Время тогда было для дворян невеселое, готовилось объявление освобождения крестьян. Не до Чарыкова уж было. Все говорили только о деле, и притом говорили или только между собою, или обиняками и намеками, если была тут прислуга. Веселья, по крайней мере того веселья, которое было еще так недавно, каких-нибудь два года назад, не было теперь и в помине. Дядины дела к этому времени были так запутаны, состояние расшатано, что он тянулся, что называется, на последние, занимая под будущий умолот, сдавая на несколько лет землю купцам с условием получения вперед денег, и проч. Он дослуживал последние, оставшиеся до выборов, месяца, уже и не помышляя о следующем избрании. Не было того разливанного моря и в этот знаменательный для него день, которое обыкновенно всегда бывало и к которому все привыкли. Не было и почетных гостей — губернатора и архиерея. Лежала на нем и на всем в доме у него тень уныния.
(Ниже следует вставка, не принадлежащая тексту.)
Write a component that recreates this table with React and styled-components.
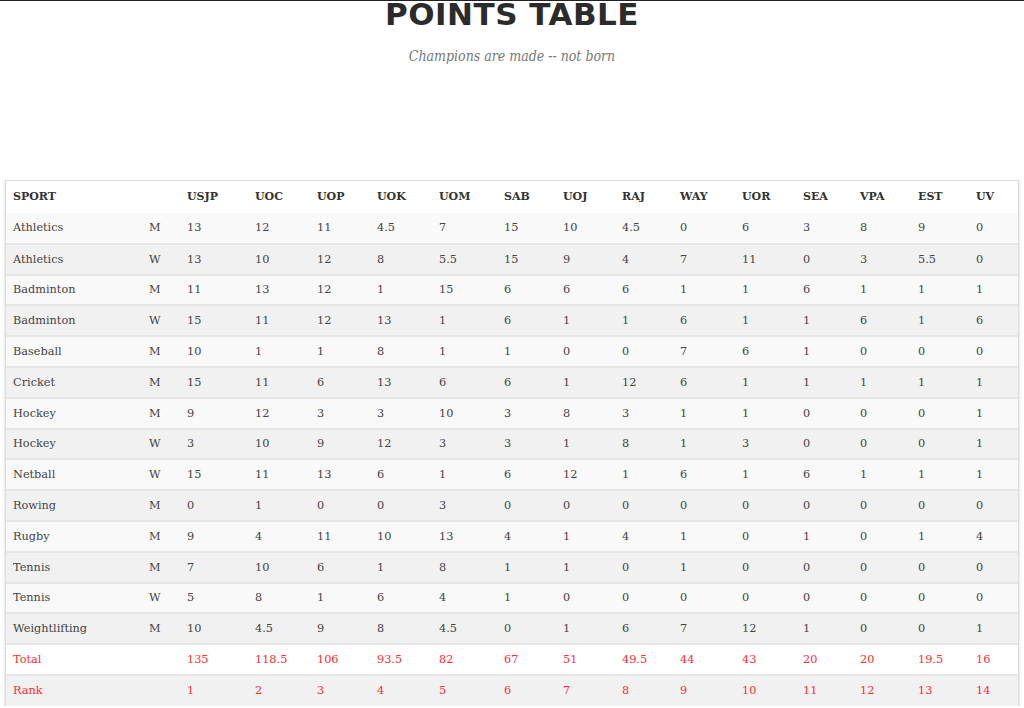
import React from "react";
import styled, { createGlobalStyle } from "styled-components";

const Global = createGlobalStyle`
  html, body { margin: 0; padding: 0; background: #fff; }
  body { font-family: "DejaVu Serif", serif; overflow: hidden; }
`;

const TopBar = styled.div`
  height: 1px;
  background: #222;
`;

const Header = styled.header`
  text-align: center;
  height: 179px;
  overflow: hidden;
`;

const Title = styled.h1`
  margin: -7px 0 0;
  font-family: "DejaVu Sans", sans-serif;
  font-weight: 700;
  font-size: 31px;
  line-height: 40px;
  color: #2b2b2b;
  letter-spacing: 0.5px;
`;

const Subtitle = styled.p`
  margin: 14px 0 0;
  font-family: "DejaVu Serif Condensed", "DejaVu Serif", serif;
  font-stretch: condensed;
  font-style: italic;
  font-size: 14px;
  color: #777;
`;

const Wrap = styled.div`
  margin: 0 5px;
  border: 1px solid #dcdcdc;
  border-bottom: none;
  box-shadow: 0 2px 3px rgba(0, 0, 0, 0.18);
`;

const Table = styled.table`
  width: 100%;
  border-collapse: collapse;
  table-layout: fixed;
  font-size: 11.3px;
  color: #444;
`;

const Col = styled.col`
  width: ${(p) => p.$w}px;
`;

const Row = styled.tr`
  background: ${(p) => p.$bg};
  border-top: 2px solid #e6e6e6;
  color: ${(p) => (p.$red ? "#ff2d2d" : "#444")};
  &:first-child { border-top: none; }
`;

const Th = styled.th`
  box-sizing: border-box;
  text-align: left;
  font-weight: 700;
  color: #333;
  height: 32px;
  padding: 0 0 2px 7px;
  font-size: 11px;
`;

const Td = styled.td`
  box-sizing: border-box;
  height: 30.8px;
  padding: 1px 0 0 7px;
  line-height: 14px;
  white-space: nowrap;
`;

const cols = ["USJP","UOC","UOP","UOK","UOM","SAB","UOJ","RAJ","WAY","UOR","SEA","VPA","EST","UV"];
const widths = [136, 38, 68, 62, 60, 62, 65, 59, 59, 58, 62, 61, 57, 58, 58, 49];

const rows = [
  ["Athletics","M",13,12,11,4.5,7,15,10,4.5,0,6,3,8,9,0],
  ["Athletics","W",13,10,12,8,5.5,15,9,4,7,11,0,3,5.5,0],
  ["Badminton","M",11,13,12,1,15,6,6,6,1,1,6,1,1,1],
  ["Badminton","W",15,11,12,13,1,6,1,1,6,1,1,6,1,6],
  ["Baseball","M",10,1,1,8,1,1,0,0,7,6,1,0,0,0],
  ["Cricket","M",15,11,6,13,6,6,1,12,6,1,1,1,1,1],
  ["Hockey","M",9,12,3,3,10,3,8,3,1,1,0,0,0,1],
  ["Hockey","W",3,10,9,12,3,3,1,8,1,3,0,0,0,1],
  ["Netball","W",15,11,13,6,1,6,12,1,6,1,6,1,1,1],
  ["Rowing","M",0,1,0,0,3,0,0,0,0,0,0,0,0,0],
  ["Rugby","M",9,4,11,10,13,4,1,4,1,0,1,0,1,4],
  ["Tennis","M",7,10,6,1,8,1,1,0,1,0,0,0,0,0],
  ["Tennis","W",5,8,1,6,4,1,0,0,0,0,0,0,0,0],
  ["Weightlifting","M",10,4.5,9,8,4.5,0,1,6,7,12,1,0,0,1],
];

const total = ["Total","",135,118.5,106,93.5,82,67,51,49.5,44,43,20,20,19.5,16];
const rank = ["Rank","",1,2,3,4,5,6,7,8,9,10,11,12,13,14];

export default function App() {
  return (
    <>
      <Global />
      <TopBar />
      <Header>
        <Title>POINTS TABLE</Title>
        <Subtitle>Champions are made -- not born</Subtitle>
      </Header>
      <Wrap>
        <Table>
          <colgroup>
            {widths.map((w, i) => <Col key={i} $w={w} />)}
          </colgroup>
          <thead>
            <Row $bg="#fff">
              <Th>SPORT</Th>
              <Th />
              {cols.map((c) => <Th key={c}>{c}</Th>)}
            </Row>
          </thead>
          <tbody>
            {rows.map((r, i) => (
              <Row key={i} $bg={i % 2 === 0 ? "#f9f9f9" : "#f1f1f1"}>
                {r.map((v, j) => <Td key={j}>{v}</Td>)}
              </Row>
            ))}
            <Row $bg="#fff" $red>
              {total.map((v, j) => <Td key={j}>{v}</Td>)}
            </Row>
            <Row $bg="#f1f1f1" $red>
              {rank.map((v, j) => <Td key={j}>{v}</Td>)}
            </Row>
          </tbody>
        </Table>
      </Wrap>
    </>
  );
}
Вдруг кто-то неожиданно увидел в окно подъехавшего к крыльцу Чарыкова и сообщил об этом.
Все почему-то заинтересовались им и хотели поскорей его увидать. Все знали, что он уже с год как никуда не показывался из дому.
— Это он вас поздравить приехал. Больной, а вспомнил, пересилил себя, приехал, — говорили дяде.
В другое время, два года назад, он бы не обратил на это внимания, да и никто бы не обратил, но теперь другое было время, а главное — другие были у дяди дела, и он — я ясно это прочел на его лице — заинтересовался Чарыковым и был доволен его приездом.
Кое-кто пошел к нему даже навстречу в переднюю.
Вскоре, опираясь на костыль, в дверях того самого зала, где тогда разыгралась такая печальная и унизительная сцена, показалась согбенная фигура высокого старика, ставшего от болезни совсем уже белым.
— Здравствуй, Евстигней Лукич! — проговорил дядя и пошел ему навстречу.